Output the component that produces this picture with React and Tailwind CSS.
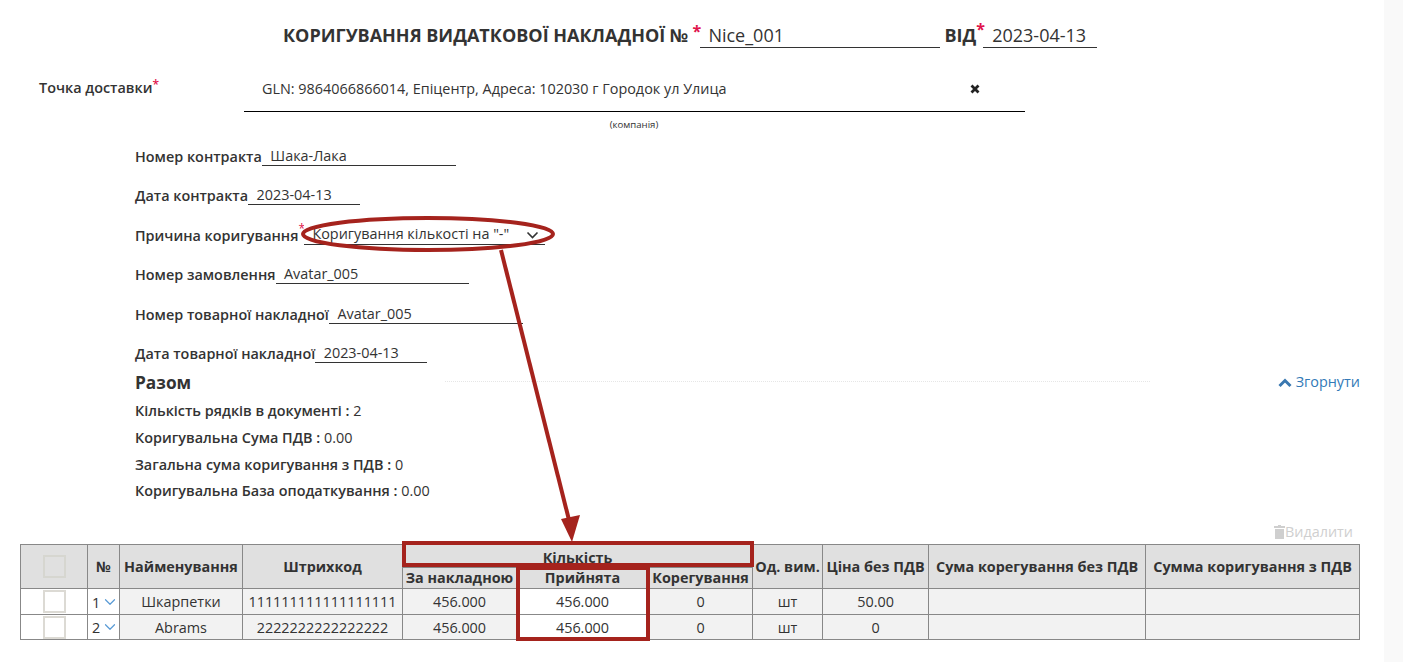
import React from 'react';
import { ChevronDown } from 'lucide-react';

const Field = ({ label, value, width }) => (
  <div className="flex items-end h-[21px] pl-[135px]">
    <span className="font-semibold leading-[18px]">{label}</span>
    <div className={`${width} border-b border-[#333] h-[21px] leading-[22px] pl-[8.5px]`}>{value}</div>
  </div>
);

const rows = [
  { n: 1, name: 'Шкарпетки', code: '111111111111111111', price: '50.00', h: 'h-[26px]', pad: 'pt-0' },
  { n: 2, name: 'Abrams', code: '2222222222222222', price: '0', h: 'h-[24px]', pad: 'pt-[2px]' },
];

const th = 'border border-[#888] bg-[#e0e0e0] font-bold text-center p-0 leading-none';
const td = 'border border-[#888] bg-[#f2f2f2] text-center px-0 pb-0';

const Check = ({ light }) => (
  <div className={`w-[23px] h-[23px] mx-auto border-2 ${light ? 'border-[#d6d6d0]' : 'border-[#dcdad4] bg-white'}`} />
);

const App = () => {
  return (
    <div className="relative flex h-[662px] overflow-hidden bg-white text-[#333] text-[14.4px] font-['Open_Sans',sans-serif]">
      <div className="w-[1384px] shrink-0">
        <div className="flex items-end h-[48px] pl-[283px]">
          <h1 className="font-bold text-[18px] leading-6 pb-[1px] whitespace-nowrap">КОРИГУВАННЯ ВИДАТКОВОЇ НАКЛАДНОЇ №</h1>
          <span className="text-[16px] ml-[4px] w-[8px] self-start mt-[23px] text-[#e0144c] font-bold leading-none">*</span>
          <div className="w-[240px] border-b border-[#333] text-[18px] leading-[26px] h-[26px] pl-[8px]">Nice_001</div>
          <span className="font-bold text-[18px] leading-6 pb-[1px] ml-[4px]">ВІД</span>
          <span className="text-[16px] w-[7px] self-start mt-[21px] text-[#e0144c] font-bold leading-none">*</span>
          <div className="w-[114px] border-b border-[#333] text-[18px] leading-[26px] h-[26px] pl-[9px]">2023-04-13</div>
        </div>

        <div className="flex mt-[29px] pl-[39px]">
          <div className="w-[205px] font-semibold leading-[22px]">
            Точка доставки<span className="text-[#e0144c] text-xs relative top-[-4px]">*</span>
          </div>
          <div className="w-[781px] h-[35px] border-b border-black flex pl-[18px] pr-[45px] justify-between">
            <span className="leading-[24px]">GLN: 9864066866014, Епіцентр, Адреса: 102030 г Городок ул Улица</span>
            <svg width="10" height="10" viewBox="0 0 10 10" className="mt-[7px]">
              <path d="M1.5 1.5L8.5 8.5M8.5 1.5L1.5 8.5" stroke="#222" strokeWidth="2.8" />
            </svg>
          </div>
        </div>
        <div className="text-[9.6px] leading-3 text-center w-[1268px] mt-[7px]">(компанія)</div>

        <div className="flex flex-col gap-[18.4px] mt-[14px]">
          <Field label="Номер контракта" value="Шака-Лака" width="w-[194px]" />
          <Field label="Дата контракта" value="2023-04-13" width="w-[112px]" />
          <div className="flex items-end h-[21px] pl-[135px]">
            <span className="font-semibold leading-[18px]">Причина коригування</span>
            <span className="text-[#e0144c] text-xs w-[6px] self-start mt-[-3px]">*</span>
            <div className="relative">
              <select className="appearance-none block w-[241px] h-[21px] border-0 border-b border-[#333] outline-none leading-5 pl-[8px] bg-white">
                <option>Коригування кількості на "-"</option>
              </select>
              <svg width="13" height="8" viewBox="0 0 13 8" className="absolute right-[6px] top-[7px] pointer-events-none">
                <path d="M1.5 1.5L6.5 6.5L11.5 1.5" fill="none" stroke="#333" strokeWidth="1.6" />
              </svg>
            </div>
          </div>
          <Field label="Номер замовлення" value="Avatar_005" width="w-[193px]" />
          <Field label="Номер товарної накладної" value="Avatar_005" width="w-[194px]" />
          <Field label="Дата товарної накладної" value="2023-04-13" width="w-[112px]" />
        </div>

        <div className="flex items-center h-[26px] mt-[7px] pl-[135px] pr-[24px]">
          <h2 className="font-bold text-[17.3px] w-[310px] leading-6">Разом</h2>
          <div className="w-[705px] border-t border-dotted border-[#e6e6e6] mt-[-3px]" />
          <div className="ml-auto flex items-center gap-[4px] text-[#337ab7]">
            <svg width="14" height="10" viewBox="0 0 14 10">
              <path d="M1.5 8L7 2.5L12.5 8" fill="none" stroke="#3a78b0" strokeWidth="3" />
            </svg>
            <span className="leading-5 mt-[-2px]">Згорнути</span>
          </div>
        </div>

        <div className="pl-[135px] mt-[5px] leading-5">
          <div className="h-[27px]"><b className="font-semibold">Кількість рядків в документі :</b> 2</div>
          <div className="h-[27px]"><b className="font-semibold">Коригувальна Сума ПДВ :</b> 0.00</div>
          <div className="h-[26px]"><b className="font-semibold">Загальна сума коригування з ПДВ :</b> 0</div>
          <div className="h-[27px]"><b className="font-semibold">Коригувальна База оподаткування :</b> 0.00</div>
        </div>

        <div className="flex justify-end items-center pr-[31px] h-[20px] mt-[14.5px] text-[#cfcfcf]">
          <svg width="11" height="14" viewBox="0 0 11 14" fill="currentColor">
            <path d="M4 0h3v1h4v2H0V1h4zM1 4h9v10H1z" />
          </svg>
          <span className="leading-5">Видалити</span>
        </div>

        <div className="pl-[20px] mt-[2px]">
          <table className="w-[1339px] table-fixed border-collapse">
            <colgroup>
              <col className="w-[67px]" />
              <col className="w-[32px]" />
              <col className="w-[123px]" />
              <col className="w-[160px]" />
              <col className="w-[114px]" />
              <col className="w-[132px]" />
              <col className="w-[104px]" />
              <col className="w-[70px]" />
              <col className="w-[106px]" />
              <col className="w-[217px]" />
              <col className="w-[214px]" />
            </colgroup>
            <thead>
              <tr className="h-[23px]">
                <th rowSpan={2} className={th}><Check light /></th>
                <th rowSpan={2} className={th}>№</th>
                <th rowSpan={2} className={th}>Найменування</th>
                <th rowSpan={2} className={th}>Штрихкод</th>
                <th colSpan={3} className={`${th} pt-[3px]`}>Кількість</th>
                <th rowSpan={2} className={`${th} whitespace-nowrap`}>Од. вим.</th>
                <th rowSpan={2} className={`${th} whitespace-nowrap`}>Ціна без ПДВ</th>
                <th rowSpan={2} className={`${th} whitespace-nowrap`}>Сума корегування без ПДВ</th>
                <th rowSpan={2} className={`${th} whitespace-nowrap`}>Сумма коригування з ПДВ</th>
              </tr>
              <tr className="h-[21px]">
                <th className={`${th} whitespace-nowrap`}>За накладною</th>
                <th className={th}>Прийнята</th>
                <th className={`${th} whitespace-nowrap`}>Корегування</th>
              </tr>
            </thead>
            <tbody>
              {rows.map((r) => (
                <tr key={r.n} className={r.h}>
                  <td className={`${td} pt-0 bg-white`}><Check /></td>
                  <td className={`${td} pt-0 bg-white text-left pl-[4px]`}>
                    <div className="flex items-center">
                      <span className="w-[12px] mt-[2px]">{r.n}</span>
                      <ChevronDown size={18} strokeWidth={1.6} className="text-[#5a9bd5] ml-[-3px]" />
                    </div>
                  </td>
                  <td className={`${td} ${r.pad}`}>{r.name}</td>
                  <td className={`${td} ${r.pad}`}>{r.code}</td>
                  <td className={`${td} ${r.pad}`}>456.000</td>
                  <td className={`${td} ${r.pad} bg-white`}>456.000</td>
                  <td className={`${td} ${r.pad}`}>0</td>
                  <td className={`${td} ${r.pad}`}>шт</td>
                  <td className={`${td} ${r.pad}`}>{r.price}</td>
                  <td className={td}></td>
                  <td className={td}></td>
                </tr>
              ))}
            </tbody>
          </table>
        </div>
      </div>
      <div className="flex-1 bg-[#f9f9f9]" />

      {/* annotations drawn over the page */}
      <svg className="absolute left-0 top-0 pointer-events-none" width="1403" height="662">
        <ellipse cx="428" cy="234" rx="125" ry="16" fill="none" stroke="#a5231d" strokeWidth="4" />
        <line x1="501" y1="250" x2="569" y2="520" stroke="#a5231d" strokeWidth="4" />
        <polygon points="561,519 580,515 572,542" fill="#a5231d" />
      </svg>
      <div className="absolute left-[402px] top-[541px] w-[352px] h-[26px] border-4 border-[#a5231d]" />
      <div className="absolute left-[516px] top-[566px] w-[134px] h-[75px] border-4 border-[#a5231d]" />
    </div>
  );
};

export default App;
○ ○ ○
Everything from the top line of the data down to and including the line with "const td = 'border" is to be copied, except the pictures.

Output the component that produces this picture with React and Tailwind CSS.
import React from 'react';
import { ChevronDown } from 'lucide-react';

const Field = ({ label, value, width }) => (
  <div className="flex items-end h-[21px] pl-[135px]">
    <span className="font-semibold leading-[18px]">{label}</span>
    <div className={`${width} border-b border-[#333] h-[21px] leading-[22px] pl-[8.5px]`}>{value}</div>
  </div>
);

const rows = [
  { n: 1, name: 'Шкарпетки', code: '111111111111111111', price: '50.00', h: 'h-[26px]', pad: 'pt-0' },
  { n: 2, name: 'Abrams', code: '2222222222222222', price: '0', h: 'h-[24px]', pad: 'pt-[2px]' },
];

const th = 'border border-[#888] bg-[#e0e0e0] font-bold text-center p-0 leading-none';
const td = 'border border-[#888] bg-[#f2f2f2] text-center px-0 pb-0';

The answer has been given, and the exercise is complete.